• [PROBLEM TO WORK ON]
Copy everything in the data below exactly except the pictures.

── PROVIDED MATERIAL

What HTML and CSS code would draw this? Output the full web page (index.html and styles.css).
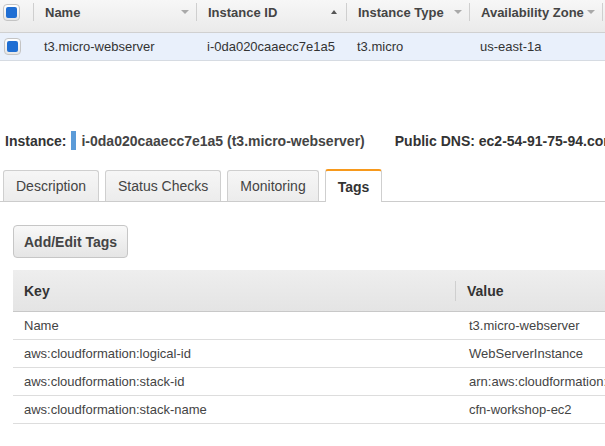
FILE: index.html
```
<!DOCTYPE html>
<html>
<head>
<meta charset="utf-8">
<link rel="stylesheet" href="styles.css">
</head>
<body>
<div class="page">
  <div class="grid grid-head">
    <div class="hcell hcell-check"><span class="check"><span class="check-fill"></span></span></div>
    <div class="hcell"><span>Name</span><span class="arrow-down"></span></div>
    <div class="hcell"><span>Instance ID</span><span class="arrow-up"></span></div>
    <div class="hcell"><span>Instance Type</span><span class="arrow-down"></span></div>
    <div class="hcell"><span>Availability Zone</span><span class="arrow-down"></span></div>
    <div class="hcell hcell-last"></div>
  </div>
  <div class="grid grid-row">
    <div class="dcell dcell-check"><span class="check"><span class="check-fill"></span></span></div>
    <div class="dcell">t3.micro-webserver</div>
    <div class="dcell">i-0da020caaecc7e1a5</div>
    <div class="dcell">t3.micro</div>
    <div class="dcell">us-east-1a</div>
    <div class="dcell"></div>
  </div>

  <div class="instance-line">
    <span class="inst-label">Instance:</span>
    <span class="inst-bar"></span>
    <span class="inst-id">i-0da020caaecc7e1a5 (t3.micro-webserver)</span>
    <span class="inst-dns">Public DNS: ec2-54-91-75-94.compute-1.amazonaws.com</span>
  </div>

  <div class="tabs">
    <div class="tab">Description</div>
    <div class="tab">Status Checks</div>
    <div class="tab">Monitoring</div>
    <div class="tab tab-active">Tags</div>
  </div>

  <div class="content">
    <button class="btn">Add/Edit Tags</button>
    <div class="tag-table">
      <div class="tag-head">
        <div class="tk">Key</div>
        <div class="tv tv-head">Value</div>
      </div>
      <div class="tag-row"><div class="tk">Name</div><div class="tv">t3.micro-webserver</div></div>
      <div class="tag-row"><div class="tk">aws:cloudformation:logical-id</div><div class="tv">WebServerInstance</div></div>
      <div class="tag-row"><div class="tk">aws:cloudformation:stack-id</div><div class="tv">arn:aws:cloudformation:us-east-1:123456789012:stack/cfn-workshop-ec2</div></div>
      <div class="tag-row"><div class="tk">aws:cloudformation:stack-name</div><div class="tv">cfn-workshop-ec2</div></div>
    </div>
  </div>
</div>
</body>
</html>
```

FILE: styles.css
```
html, body {
  margin: 0;
  padding: 0;
  background: #ffffff;
}
body {
  font-family: "Liberation Sans", Arial, sans-serif;
  color: #444;
  width: 605px;
  height: 446px;
  overflow: hidden;
}
.page {
  width: 605px;
  overflow: hidden;
}
.grid {
  display: grid;
  grid-template-columns: 33px 163px 150px 123px 133px 1fr;
}
.grid-head {
  height: 32px;
  background: linear-gradient(#f7f7f7, #eaeaea);
  border-bottom: 1px solid #d0d0d0;
}
.hcell {
  display: flex;
  align-items: center;
  justify-content: space-between;
  margin: 3px 0 11px 0;
  padding: 0 7px 0 11px;
  border-left: 1px solid #cfcfcf;
  font-size: 13px;
  font-weight: bold;
  color: #444;
  white-space: nowrap;
}
.hcell-check {
  border-left: none;
  padding: 0 0 0 3px;
  justify-content: flex-start;
}
.check {
  width: 17px;
  height: 17px;
  box-sizing: border-box;
  border: 1px solid #c4c4c4;
  border-radius: 4px;
  background: linear-gradient(#ffffff, #e6e6e6);
  display: flex;
  align-items: center;
  justify-content: center;
}
.check-fill {
  width: 11px;
  height: 11px;
  border-radius: 2px;
  background: #1f6ed3;
}
.arrow-down {
  width: 0;
  height: 0;
  border-left: 4px solid transparent;
  border-right: 4px solid transparent;
  border-top: 4px solid #a9a9a9;
}
.arrow-up {
  width: 0;
  height: 0;
  border-left: 3px solid transparent;
  border-right: 3px solid transparent;
  border-bottom: 4px solid #555;
  margin-right: 2px;
}
.grid-row {
  height: 27px;
  background: #e9f0fb;
  border-bottom: 1px solid #d6dbe2;
}
.dcell {
  display: flex;
  align-items: center;
  padding-left: 11px;
  font-size: 13px;
  color: #333;
  white-space: nowrap;
}
.dcell-check {
  padding-left: 4px;
}
.instance-line {
  display: flex;
  align-items: center;
  margin-top: 70px;
  height: 19px;
  padding-left: 5px;
  font-size: 14px;
  font-weight: bold;
  white-space: nowrap;
}
.inst-label {
  color: #333;
  flex: none;
}
.inst-bar {
  flex: none;
  width: 5px;
  height: 19px;
  background: #5b9bd8;
  margin: 0 5px 0 5px;
}
.inst-id {
  flex: none;
  color: #444;
  margin-right: 30px;
}
.inst-dns {
  flex: none;
  color: #333;
}
.tabs {
  display: flex;
  align-items: flex-end;
  gap: 6px;
  margin-top: 19px;
  padding-left: 3px;
  height: 32px;
  border-bottom: 1px solid #cccccc;
}
.tab {
  height: 31px;
  box-sizing: border-box;
  padding: 0 12px;
  display: flex;
  align-items: center;
  font-size: 14px;
  color: #444;
  background: linear-gradient(#f6f6f6, #ececec);
  border: 1px solid #cfcfcf;
  border-bottom: none;
  border-radius: 3px 3px 0 0;
  white-space: nowrap;
}
.tab-active {
  height: 33px;
  margin-bottom: -1px;
  background: #ffffff;
  border-top: 2px solid #f7991c;
  font-weight: bold;
  color: #333;
}
.content {
  padding: 23px 0 0 13px;
}
.btn {
  display: block;
  height: 33px;
  padding: 0 10px;
  font-family: "Liberation Sans", Arial, sans-serif;
  font-size: 14px;
  font-weight: bold;
  color: #444;
  background: linear-gradient(#f8f8f8, #e5e5e5);
  border: 1px solid #c6c6c6;
  border-radius: 4px;
}
.tag-table {
  margin-top: 12px;
  width: 640px;
}
.tag-head {
  display: flex;
  height: 41px;
  align-items: center;
  background: linear-gradient(#eeeeee, #e4e4e4);
  border-bottom: 1px solid #c8c8c8;
  font-size: 14px;
  font-weight: bold;
  color: #333;
}
.tag-row {
  display: flex;
  height: 27px;
  align-items: center;
  border-bottom: 1px solid #dddddd;
  font-size: 13px;
  color: #444;
}
.tk {
  flex: none;
  width: 442px;
  box-sizing: border-box;
  padding-left: 11px;
  white-space: nowrap;
}
.tv {
  flex: none;
  padding-left: 14px;
  white-space: nowrap;
}
.tv-head {
  border-left: 1px solid #cfcfcf;
  height: 20px;
  line-height: 20px;
  padding-left: 11px;
}
```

────

• [EXERCISE RESPONSE]
What HTML and CSS code would draw this? Output the full web page (index.html and styles.css).
FILE: index.html
```
<!DOCTYPE html>
<html>
<head>
<meta charset="utf-8">
<link rel="stylesheet" href="styles.css">
</head>
<body>
<div class="page">
  <div class="grid grid-head">
    <div class="hcell hcell-check"><span class="check"><span class="check-fill"></span></span></div>
    <div class="hcell"><span>Name</span><span class="arrow-down"></span></div>
    <div class="hcell"><span>Instance ID</span><span class="arrow-up"></span></div>
    <div class="hcell"><span>Instance Type</span><span class="arrow-down"></span></div>
    <div class="hcell"><span>Availability Zone</span><span class="arrow-down"></span></div>
    <div class="hcell hcell-last"></div>
  </div>
  <div class="grid grid-row">
    <div class="dcell dcell-check"><span class="check"><span class="check-fill"></span></span></div>
    <div class="dcell">t3.micro-webserver</div>
    <div class="dcell">i-0da020caaecc7e1a5</div>
    <div class="dcell">t3.micro</div>
    <div class="dcell">us-east-1a</div>
    <div class="dcell"></div>
  </div>

  <div class="instance-line">
    <span class="inst-label">Instance:</span>
    <span class="inst-bar"></span>
    <span class="inst-id">i-0da020caaecc7e1a5 (t3.micro-webserver)</span>
    <span class="inst-dns">Public DNS: ec2-54-91-75-94.compute-1.amazonaws.com</span>
  </div>

  <div class="tabs">
    <div class="tab">Description</div>
    <div class="tab">Status Checks</div>
    <div class="tab">Monitoring</div>
    <div class="tab tab-active">Tags</div>
  </div>

  <div class="content">
    <button class="btn">Add/Edit Tags</button>
    <div class="tag-table">
      <div class="tag-head">
        <div class="tk">Key</div>
        <div class="tv tv-head">Value</div>
      </div>
      <div class="tag-row"><div class="tk">Name</div><div class="tv">t3.micro-webserver</div></div>
      <div class="tag-row"><div class="tk">aws:cloudformation:logical-id</div><div class="tv">WebServerInstance</div></div>
      <div class="tag-row"><div class="tk">aws:cloudformation:stack-id</div><div class="tv">arn:aws:cloudformation:us-east-1:123456789012:stack/cfn-workshop-ec2</div></div>
      <div class="tag-row"><div class="tk">aws:cloudformation:stack-name</div><div class="tv">cfn-workshop-ec2</div></div>
    </div>
  </div>
</div>
</body>
</html>
```

FILE: styles.css
```
html, body {
  margin: 0;
  padding: 0;
  background: #ffffff;
}
body {
  font-family: "Liberation Sans", Arial, sans-serif;
  color: #444;
  width: 605px;
  height: 446px;
  overflow: hidden;
}
.page {
  width: 605px;
  overflow: hidden;
}
.grid {
  display: grid;
  grid-template-columns: 33px 163px 150px 123px 133px 1fr;
}
.grid-head {
  height: 32px;
  background: linear-gradient(#f7f7f7, #eaeaea);
  border-bottom: 1px solid #d0d0d0;
}
.hcell {
  display: flex;
  align-items: center;
  justify-content: space-between;
  margin: 3px 0 11px 0;
  padding: 0 7px 0 11px;
  border-left: 1px solid #cfcfcf;
  font-size: 13px;
  font-weight: bold;
  color: #444;
  white-space: nowrap;
}
.hcell-check {
  border-left: none;
  padding: 0 0 0 3px;
  justify-content: flex-start;
}
.check {
  width: 17px;
  height: 17px;
  box-sizing: border-box;
  border: 1px solid #c4c4c4;
  border-radius: 4px;
  background: linear-gradient(#ffffff, #e6e6e6);
  display: flex;
  align-items: center;
  justify-content: center;
}
.check-fill {
  width: 11px;
  height: 11px;
  border-radius: 2px;
  background: #1f6ed3;
}
.arrow-down {
  width: 0;
  height: 0;
  border-left: 4px solid transparent;
  border-right: 4px solid transparent;
  border-top: 4px solid #a9a9a9;
}
.arrow-up {
  width: 0;
  height: 0;
  border-left: 3px solid transparent;
  border-right: 3px solid transparent;
  border-bottom: 4px solid #555;
  margin-right: 2px;
}
.grid-row {
  height: 27px;
  background: #e9f0fb;
  border-bottom: 1px solid #d6dbe2;
}
.dcell {
  display: flex;
  align-items: center;
  padding-left: 11px;
  font-size: 13px;
  color: #333;
  white-space: nowrap;
}
.dcell-check {
  padding-left: 4px;
}
.instance-line {
  display: flex;
  align-items: center;
  margin-top: 70px;
  height: 19px;
  padding-left: 5px;
  font-size: 14px;
  font-weight: bold;
  white-space: nowrap;
}
.inst-label {
  color: #333;
  flex: none;
}
.inst-bar {
  flex: none;
  width: 5px;
  height: 19px;
  background: #5b9bd8;
  margin: 0 5px 0 5px;
}
.inst-id {
  flex: none;
  color: #444;
  margin-right: 30px;
}
.inst-dns {
  flex: none;
  color: #333;
}
.tabs {
  display: flex;
  align-items: flex-end;
  gap: 6px;
  margin-top: 19px;
  padding-left: 3px;
  height: 32px;
  border-bottom: 1px solid #cccccc;
}
.tab {
  height: 31px;
  box-sizing: border-box;
  padding: 0 12px;
  display: flex;
  align-items: center;
  font-size: 14px;
  color: #444;
  background: linear-gradient(#f6f6f6, #ececec);
  border: 1px solid #cfcfcf;
  border-bottom: none;
  border-radius: 3px 3px 0 0;
  white-space: nowrap;
}
.tab-active {
  height: 33px;
  margin-bottom: -1px;
  background: #ffffff;
  border-top: 2px solid #f7991c;
  font-weight: bold;
  color: #333;
}
.content {
  padding: 23px 0 0 13px;
}
.btn {
  display: block;
  height: 33px;
  padding: 0 10px;
  font-family: "Liberation Sans", Arial, sans-serif;
  font-size: 14px;
  font-weight: bold;
  color: #444;
  background: linear-gradient(#f8f8f8, #e5e5e5);
  border: 1px solid #c6c6c6;
  border-radius: 4px;
}
.tag-table {
  margin-top: 12px;
  width: 640px;
}
.tag-head {
  display: flex;
  height: 41px;
  align-items: center;
  background: linear-gradient(#eeeeee, #e4e4e4);
  border-bottom: 1px solid #c8c8c8;
  font-size: 14px;
  font-weight: bold;
  color: #333;
}
.tag-row {
  display: flex;
  height: 27px;
  align-items: center;
  border-bottom: 1px solid #dddddd;
  font-size: 13px;
  color: #444;
}
.tk {
  flex: none;
  width: 442px;
  box-sizing: border-box;
  padding-left: 11px;
  white-space: nowrap;
}
.tv {
  flex: none;
  padding-left: 14px;
  white-space: nowrap;
}
.tv-head {
  border-left: 1px solid #cfcfcf;
  height: 20px;
  line-height: 20px;
  padding-left: 11px;
}
```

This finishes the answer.